Somos capaces de mantenernos necios y adormecidos hasta el final de la vida, aferrándonos a las cosas que finalmente no nos llevaremos a ningún lado. El hombre es capaz de no darse cuenta de que lo único importante cuando todo se termine, cuando su vida se acabe, será esperar a Jesús, esperar el encuentro definitivo.
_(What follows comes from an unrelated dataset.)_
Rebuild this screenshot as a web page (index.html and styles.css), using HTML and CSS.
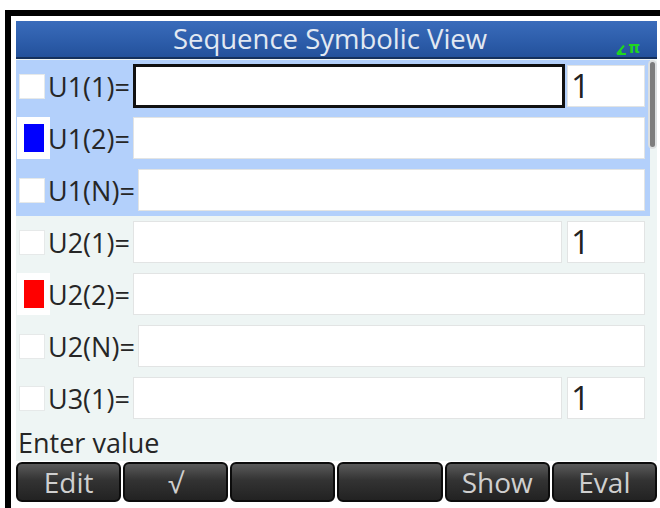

Algo del Evangelio de hoy nos puede ayudar para pensar en esto. Te hago esta propuesta, como para no hacerla tan larga, no entrar en tantos detalles apocalípticos del texto y centrarnos en lo principal. Imaginá qué harías si hoy llegara el momento del fin del mundo, o dicho de un modo más sencillo, más lindo, el momento de la llegada de Jesús, no ya humilde y escondido, sino glorioso y triunfante, a reinar definitivamente en el universo. ¿Qué harías? ¿Saldrías corriendo? ¿Para dónde? ¿Qué vas a buscar? ¿Qué buscarías que no querrías perder? Todo un desafío para reflexionar, si cuando venga Jesús vamos a escapar a buscar «cosas» y personas, o vamos a mirar al cielo de rodillas abriendo los brazos para dejarnos abrazar por Aquel que esperamos y amamos, sabiendo que nuestros seres queridos también serán abrazados por él si esperan lo mismo. ¡Qué distinto pensar ese momento así! ¿Para dónde vamos a correr? O incluso podríamos preguntarnos hoy: ¿Para dónde estamos corriendo hoy? Si querés salvar tus cosas y tu vida, te vas a perder de encontrarte con tu Salvador y, finalmente, te perderás de salvar la vida para siempre. Perder la vida en realidad sería dejarse abrazar y darla, no escaparle a la entrega. Esto que estoy diciendo, ¿te da miedo? ¿Le tenemos miedo a Jesús?